Equilibrata e di buon livello la distribuzione degli interpreti vocali, in particolar modo il reparto maschile che vedeva impegnati Piero Pretti e Amartuvshin Enkhbat nei ruoli principali. Tenore dalla voce squillante, dal fraseggio vario e ricercato, Pretti restituisce un Gustavo III dalla linea e dalla leggerezza che rimandano alla radice mozartiana dell’opera. Momenti incandescenti come il duetto con Amelia del secondo atto ne escono inevitabilmente ridimensionati.

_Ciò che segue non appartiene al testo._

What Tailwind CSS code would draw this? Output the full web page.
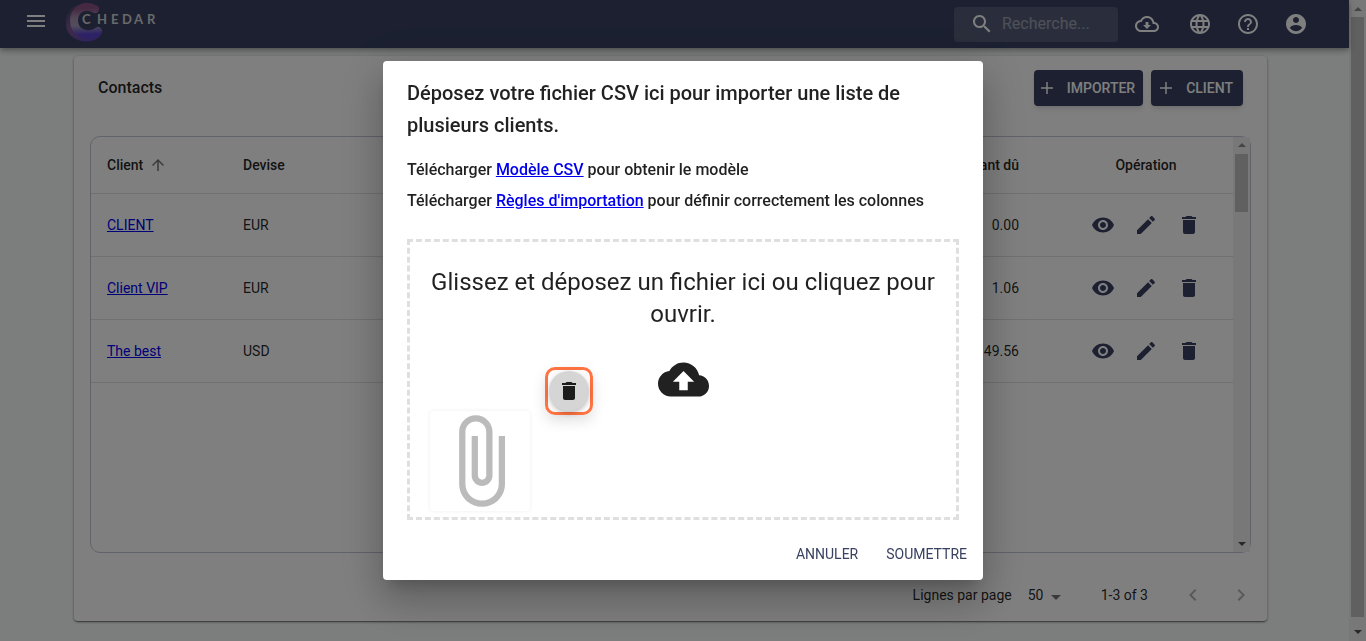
<!DOCTYPE html>
<html lang="fr">
<head>
    <meta charset="UTF-8">
    <meta name="viewport" content="width=device-width, initial-scale=1.0">
    <title>Chedar - Contacts</title>
    <script src="https://cdn.jsdelivr.net/npm/@tailwindcss/browser@4"></script>
</head>
<body class="font-[Roboto,sans-serif] text-sm text-black/87 bg-[#f9fdfb] overflow-hidden">
    <!-- icons -->
    <svg class="hidden">
        <symbol id="eye" viewBox="0 0 24 24"><path d="M12 4.5C7 4.5 2.73 7.61 1 12c1.73 4.39 6 7.5 11 7.5s9.27-3.11 11-7.5c-1.73-4.39-6-7.5-11-7.5zM12 17c-2.76 0-5-2.24-5-5s2.24-5 5-5 5 2.24 5 5-2.24 5-5 5zm0-8c-1.66 0-3 1.34-3 3s1.34 3 3 3 3-1.34 3-3-1.34-3-3-3z"/></symbol>
        <symbol id="edit" viewBox="0 0 24 24"><path d="M3 17.25V21h3.75L17.81 9.94l-3.75-3.75L3 17.25zM20.71 7.04c.39-.39.39-1.02 0-1.41l-2.34-2.34c-.39-.39-1.02-.39-1.41 0l-1.83 1.83 3.75 3.75 1.83-1.83z"/></symbol>
        <symbol id="trash" viewBox="0 0 24 24"><path d="M6 19c0 1.1.9 2 2 2h8c1.1 0 2-.9 2-2V7H6v12zM19 4h-3.5l-1-1h-5l-1 1H5v2h14V4z"/></symbol>
        <symbol id="plus" viewBox="0 0 24 24"><path d="M20 13h-7v7h-2v-7H4v-2h7V4h2v7h7v2z"/></symbol>
    </svg>

    <div class="flex h-screen">
        <div class="flex-1 min-w-0 flex flex-col">
            <header class="h-12 shrink-0 bg-[#384161] text-white flex items-center pl-6 pr-[41px] shadow-[0_2px_4px_-1px_rgba(0,0,0,0.2),0_4px_5px_rgba(0,0,0,0.14),0_1px_10px_rgba(0,0,0,0.12)] relative">
                <button aria-label="Menu" class="mb-1.5">
                    <svg class="size-6" viewBox="0 0 24 24" fill="currentColor"><path d="M3 18h18v-2H3v2zm0-5h18v-2H3v2zm0-7v2h18V6H3z"/></svg>
                </button>
                <a href="#" aria-label="Chedar" class="ml-4">
                    <svg class="w-28 h-12" viewBox="0 0 112 48">
                        <defs>
                            <linearGradient id="outer" gradientUnits="userSpaceOnUse" x1="6" y1="6" x2="32" y2="40">
                                <stop offset="0" stop-color="#3f4466"/>
                                <stop offset="0.4" stop-color="#7c5590"/>
                                <stop offset="1" stop-color="#5a44c4"/>
                            </linearGradient>
                            <linearGradient id="inner" gradientUnits="userSpaceOnUse" x1="33" y1="8" x2="34" y2="34">
                                <stop offset="0" stop-color="#8a5286"/>
                                <stop offset="0.35" stop-color="#a58fae"/>
                                <stop offset="0.65" stop-color="#a29bb8"/>
                                <stop offset="1" stop-color="#5a44cc"/>
                            </linearGradient>
                        </defs>
                        <path d="M12 9C1 17 3 37 21 38C27 38 32 36 34 33" fill="none" stroke="url(#outer)" stroke-width="7" stroke-linecap="round"/>
                        <path d="M31 9C20 3 10 10 10 20.500C10 33 24 38 34 31" fill="none" stroke="url(#inner)" stroke-width="8" stroke-linecap="round"/>
                        <text y="24" x="18 33 47 58 70 83" font-size="13" font-weight="700" font-family="Lato, sans-serif" fill="#d2d2d2">CHEDAR</text>
                    </svg>
                </a>
                <label class="ml-auto h-[35px] w-[164px] rounded bg-white/15 flex items-center pl-4 mr-[17px]">
                    <svg class="size-6 shrink-0" viewBox="0 0 24 24" fill="currentColor"><path d="M15.500 14h-.79l-.28-.27C15.410 12.590 16 11.110 16 9.500 16 5.910 13.090 3 9.500 3S3 5.910 3 9.500 5.910 16 9.500 16c1.610 0 3.090-.59 4.230-1.570l.27.28v.79l5 4.990L20.490 19l-4.990-5zm-6 0C7.010 14 5 11.990 5 9.500S7.010 5 9.500 5 14 7.010 14 9.500 11.990 14 9.500 14z"/></svg>
                    <input type="text" aria-label="Recherche" placeholder="Recherche..." class="ml-2 w-full min-w-0 text-base placeholder:text-white/42">
                </label>
                <div class="flex items-center gap-6">
                    <button aria-label="Télécharger" class="mr-[5px]">
                        <svg class="size-6" viewBox="0 0 24 24" fill="currentColor"><path d="M19.350 10.040C18.670 6.590 15.640 4 12 4 9.110 4 6.600 5.640 5.350 8.040 2.340 8.360 0 10.910 0 14c0 3.310 2.690 6 6 6h13c2.760 0 5-2.240 5-5 0-2.640-2.050-4.780-4.650-4.960zM19 18H6c-2.210 0-4-1.790-4-4 0-2.050 1.530-3.760 3.560-3.970l1.070-.11.5-.95C8.080 7.140 9.940 6 12 6c2.620 0 4.880 1.860 5.390 4.430l.3 1.500 1.530.11c1.560.1 2.780 1.410 2.780 2.960 0 1.650-1.350 3-3 3zm-5.550-8h-2.900v3H8l4 4 4-4h-2.550z"/></svg>
                    </button>
                    <button aria-label="Langue">
                        <svg class="size-6" viewBox="0 0 24 24" fill="currentColor"><path d="M11.990 2C6.470 2 2 6.480 2 12s4.470 10 9.990 10C17.520 22 22 17.520 22 12S17.520 2 11.990 2zm6.930 6h-2.950c-.32-1.250-.78-2.450-1.380-3.560 1.840.63 3.370 1.910 4.330 3.560zM12 4.040c.83 1.200 1.480 2.530 1.910 3.960h-3.820c.43-1.430 1.080-2.760 1.910-3.960zM4.260 14C4.100 13.360 4 12.690 4 12s.1-1.360.26-2h3.380c-.08.66-.14 1.320-.14 2s.06 1.340.14 2H4.260zm.82 2h2.950c.32 1.250.78 2.450 1.380 3.560-1.840-.63-3.370-1.900-4.330-3.560zm2.950-8H5.080c.96-1.660 2.490-2.930 4.330-3.560C8.810 5.550 8.350 6.750 8.030 8zM12 19.960c-.83-1.200-1.480-2.530-1.910-3.960h3.820c-.43 1.430-1.080 2.760-1.910 3.960zM14.340 14H9.660c-.09-.66-.16-1.320-.16-2s.07-1.350.16-2h4.680c.09.65.16 1.320.16 2s-.07 1.340-.16 2zm.25 5.560c.6-1.110 1.060-2.310 1.380-3.560h2.950c-.96 1.650-2.490 2.930-4.330 3.560zM16.360 14c.08-.66.14-1.320.14-2s-.06-1.340-.14-2h3.380c.16.64.26 1.310.26 2s-.1 1.360-.26 2h-3.380z"/></svg>
                    </button>
                    <button aria-label="Aide">
                        <svg class="size-6" viewBox="0 0 24 24" fill="currentColor"><path d="M11 18h2v-2h-2v2zm1-16C6.480 2 2 6.480 2 12s4.480 10 10 10 10-4.480 10-10S17.520 2 12 2zm0 18c-4.410 0-8-3.590-8-8s3.590-8 8-8 8 3.590 8 8-3.590 8-8 8zm0-14c-2.210 0-4 1.790-4 4h2c0-1.100.9-2 2-2s2 .9 2 2c0 2-3 1.750-3 5h2c0-2.250 3-2.500 3-5 0-2.210-1.790-4-4-4z"/></svg>
                    </button>
                    <button aria-label="Compte">
                        <svg class="size-6" viewBox="0 0 24 24" fill="currentColor"><path d="M12 2C6.480 2 2 6.480 2 12s4.480 10 10 10 10-4.480 10-10S17.520 2 12 2zm0 3c1.660 0 3 1.340 3 3s-1.340 3-3 3-3-1.340-3-3 1.340-3 3-3zm0 14.200c-2.500 0-4.710-1.280-6-3.220.03-1.990 4-3.080 6-3.080 1.990 0 5.970 1.090 6 3.080-1.290 1.940-3.500 3.220-6 3.220z"/></svg>
                    </button>
                </div>
            </header>

            <main class="flex-1 min-h-0 flex flex-col mt-2 mb-5 ml-[74px] mr-[82px] bg-white rounded shadow-[0_2px_1px_-1px_rgba(0,0,0,0.2),0_1px_1px_rgba(0,0,0,0.14),0_1px_3px_rgba(0,0,0,0.4)]">
                <div class="flex items-center gap-2 px-6 pt-3.5 pb-[30px]">
                    <h1 class="text-base font-medium mr-auto">Contacts</h1>
                    <button class="h-9 flex items-center pl-1 pr-2 rounded bg-[#384161] text-white font-medium shadow-md"><svg class="size-[18px] mr-[11px]" fill="currentColor"><use href="#plus"/></svg>IMPORTER</button>
                    <button class="h-9 flex items-center px-1.5 pr-2.5 rounded bg-[#384161] text-white font-medium shadow-md"><svg class="size-[18px] mr-[11px]" fill="currentColor"><use href="#plus"/></svg>CLIENT</button>
                </div>

                <div class="flex-1 min-h-0 mx-4 flex border border-[#c0c6d2] rounded-[10px]">
                    <div class="flex-1 overflow-hidden">
                        <table class="w-full table-fixed">
                            <thead>
                                <tr class="h-14 border-b border-[#e0e0e0]">
                                    <th class="w-[136px] pl-4 text-left font-medium">
                                        <span class="flex items-center gap-1.5">Client
                                            <svg class="size-[18px] text-black/55" viewBox="0 0 24 24" fill="currentColor"><path d="M4 12l1.410 1.410L11 7.830V20h2V7.830l5.580 5.590L20 12l-8-8-8 8z"/></svg>
                                        </span>
                                    </th>
                                    <th class="pl-4 text-left font-medium">Devise</th>
                                    <th class="pr-10 text-right font-medium">Montant dû</th>
                                    <th class="w-[174px] text-center font-medium">Opération</th>
                                </tr>
                            </thead>
                            <tbody id="clients"></tbody>
                        </table>
                    </div>
                    <div class="w-[17px] bg-[#f1f1f1] flex flex-col items-center py-1.5">
                        <svg class="w-2 h-1" viewBox="0 0 8 4"><path d="M0 4L4 0L8 4Z" fill="#8a8a8a"/></svg>
                        <div class="w-[13px] h-[58px] mt-[7px] bg-[#c1c1c1]"></div>
                        <svg class="w-2 h-1 mt-auto" viewBox="0 0 8 4"><path d="M0 0L4 4L8 0Z" fill="#505050"/></svg>
                    </div>
                </div>

                <div class="h-[68px] shrink-0 flex items-center justify-end pt-4 pr-0.5">
                    <label for="rows" class="mr-4">Lignes par page</label>
                    <div class="relative mr-[33px]">
                        <select id="rows" class="appearance-none w-10 bg-transparent"><option>50</option></select>
                        <svg class="size-6 absolute right-0 top-0 text-black/54 pointer-events-none" viewBox="0 0 24 24" fill="currentColor"><path d="M7 10l5 5 5-5z"/></svg>
                    </div>
                    <span>1-3 of 3</span>
                    <button aria-label="Page précédente" class="p-3 ml-[21px] text-black/30"><svg class="size-6" viewBox="0 0 24 24" fill="currentColor"><path d="M15.410 7.410L14 6l-6 6 6 6 1.410-1.410L10.830 12z"/></svg></button>
                    <button aria-label="Page suivante" class="p-3 text-black/30"><svg class="size-6" viewBox="0 0 24 24" fill="currentColor"><path d="M10 6L8.590 7.410 13.170 12l-4.580 4.590L10 18l6-6z"/></svg></button>
                </div>
            </main>
        </div>

        <div class="w-[17px] bg-[#f1f1f1] flex flex-col items-center py-[7px]">
            <svg class="w-2 h-1" viewBox="0 0 8 4"><path d="M0 4L4 0L8 4Z" fill="#8a8a8a"/></svg>
            <div class="w-[13px] flex-1 mt-1.5 mb-[13px] bg-[#c1c1c1]"></div>
            <svg class="w-2 h-1" viewBox="0 0 8 4"><path d="M0 0L4 4L8 0Z" fill="#505050"/></svg>
        </div>
    </div>

    <!-- import dialog -->
    <div class="fixed inset-0 bg-black/50 flex items-center justify-center">
        <div role="dialog" aria-labelledby="dialog-title" class="w-full max-w-[600px] bg-white rounded shadow-[0_11px_15px_-7px_rgba(0,0,0,0.2),0_24px_38px_3px_rgba(0,0,0,0.14),0_9px_46px_8px_rgba(0,0,0,0.12)]">
            <div class="px-6 pt-4">
                <h2 id="dialog-title" class="text-xl leading-8 font-medium">Déposez votre fichier CSV ici pour importer une liste de plusieurs clients.</h2>
                <div class="mt-[13px] text-base leading-[31px] font-medium">
                    <p>Télécharger <a href="#" class="text-[#0000ee] underline">Modèle CSV</a> pour obtenir le modèle</p>
                    <p>Télécharger <a href="#" class="text-[#0000ee] underline">Règles d'importation</a> pour définir correctement les colonnes</p>
                </div>
                <div class="mt-[23px] h-[281px] relative border-3 border-dashed border-[#dfdfdf] px-5 pt-6 text-center">
                    <p class="text-2xl leading-8">Glissez et déposez un fichier ici ou cliquez pour ouvrir.</p>
                    <svg class="size-[51px] mx-auto mt-6" viewBox="0 0 24 24" fill="#212121"><path d="M19.350 10.040C18.670 6.590 15.640 4 12 4 9.110 4 6.600 5.640 5.350 8.040 2.340 8.360 0 10.910 0 14c0 3.310 2.690 6 6 6h13c2.760 0 5-2.240 5-5 0-2.640-2.050-4.780-4.650-4.960zM14 13v4h-4v-4H7l5-5 5 5h-3z"/></svg>
                    <div class="absolute left-5 bottom-1.5 size-[100px] rounded shadow-[0_0_4px_rgba(0,0,0,0.07)]">
                        <svg class="size-full" viewBox="0 0 24 24" fill="#bbbbbb"><path d="M16.500 6v11.500c0 2.210-1.790 4-4 4s-4-1.790-4-4V5c0-1.380 1.120-2.500 2.500-2.500s2.500 1.120 2.500 2.500v10.500c0 .55-.45 1-1 1s-1-.45-1-1V6H10v9.500c0 1.380 1.120 2.500 2.500 2.500s2.500-1.120 2.500-2.500V5c0-2.210-1.790-4-4-4S7 2.790 7 5v12.500c0 3.040 2.460 5.500 5.500 5.500s5.500-2.460 5.500-5.500V6h-1.500z"/></svg>
                    </div>
                    <div class="absolute left-[135px] bottom-[102px] size-12 rounded-[10px] border-3 border-[#ff7442] flex items-center justify-center shadow-[0_6px_14px_rgba(0,0,0,0.12)]">
                        <button aria-label="Supprimer" class="size-10 shrink-0 rounded-full bg-[#d5d5d5] flex items-center justify-center shadow-[0_3px_5px_-1px_rgba(0,0,0,0.2),0_1px_8px_rgba(0,0,0,0.12)]">
                            <svg class="size-6" fill="#1c1c1c"><use href="#trash"/></svg>
                        </button>
                    </div>
                </div>
            </div>
            <div class="flex justify-end gap-3 p-2 pt-4 text-[#384161]">
                <button class="h-9 px-2">ANNULER</button>
                <button class="h-9 px-2">SOUMETTRE</button>
            </div>
        </div>
    </div>
</body>

<script>
    const clients = [
        { name: "CLIENT", currency: "EUR", due: "0.00" },
        { name: "Client VIP", currency: "EUR", due: "1.06" },
        { name: "The best", currency: "USD", due: "49.56" },
    ];

    document.querySelector('#clients').innerHTML = clients.map(c => `
        <tr class="h-[63px] border-b border-[#e0e0e0]">
            <td class="pl-4"><a href="#" class="text-[#0000ee] underline">${c.name}</a></td>
            <td class="pl-4">${c.currency}</td>
            <td class="pr-10 text-right">${c.due}</td>
            <td>
                <div class="flex justify-center gap-[19px] text-[#384161]">
                    <button aria-label="Voir"><svg class="size-6" fill="currentColor"><use href="#eye"/></svg></button>
                    <button aria-label="Modifier"><svg class="size-6" fill="currentColor"><use href="#edit"/></svg></button>
                    <button aria-label="Supprimer"><svg class="size-6" fill="currentColor"><use href="#trash"/></svg></button>
                </div>
            </td>
        </tr>`).join('');
</script>
</html>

In sintonia con il taglio registico del suo personaggio, il giovane baritono mongolo disegna un personaggio roccioso e composto, la voce torrenziale cui siamo abituati è misurata e sorvegliata sino ad un travolgente Eri tu, che riceve l’applauso più intenso della serata.
Meno brillante il reparto femminile che ha visto il soprano Maria Teresa Leva riprendere nelle recite il ruolo di Amelia, interpretata alla prima da Anna Pirozzi. Il giovane soprano, spigliata nella recitazione, mette in luce una voce discreta in quanto a volume e colore, che trova il momento migliore nell’aria del terzo atto, faticando per il resto dell’opera nelle regioni estreme dell’estensione vocale, anche per via di una dizione perfettibile.
Ottimamente in parte l‘Oscar di Giuliana Gianfaldoni, vocalmente non riconducibile alla categoria delle voci leggere e pirotecniche, ma perfettamente credibile con la sua voce lirica in questa regia che evidenzia tratti di ambigua femminilità pur in veste maschile.
Degna di ogni lode l’ottima Ulrica di Anna Maria Chiuri, sicura tanto nei suoni acuti quanto nei gravi, mai esagerati né volgari. La voce è salda in tutta l’estensione e, per una volta, il personaggio non è parodia da fumetto ma una figura veramente inquietante e ben cantata.
Perfetti i ruoli minori, tra cui meritano di essere ricordati almeno il Cristiano sonoro e preciso di Fabio Previati, e i due cospiratori Ribbing e Dehorn, rispettivamente Fabrizio Beggi e Carlo Cigni, come pure di altissimo livello la prova della Filarmonica Arturo Toscanini in buca e del coro del Teatro Regio.
Al termine della recita applausi per tutti gli interpreti, particolarmente prolungati per Amartuvshin Enkhbat, Piero Pretti, Roberto Abbado e Maria Teresa Leva.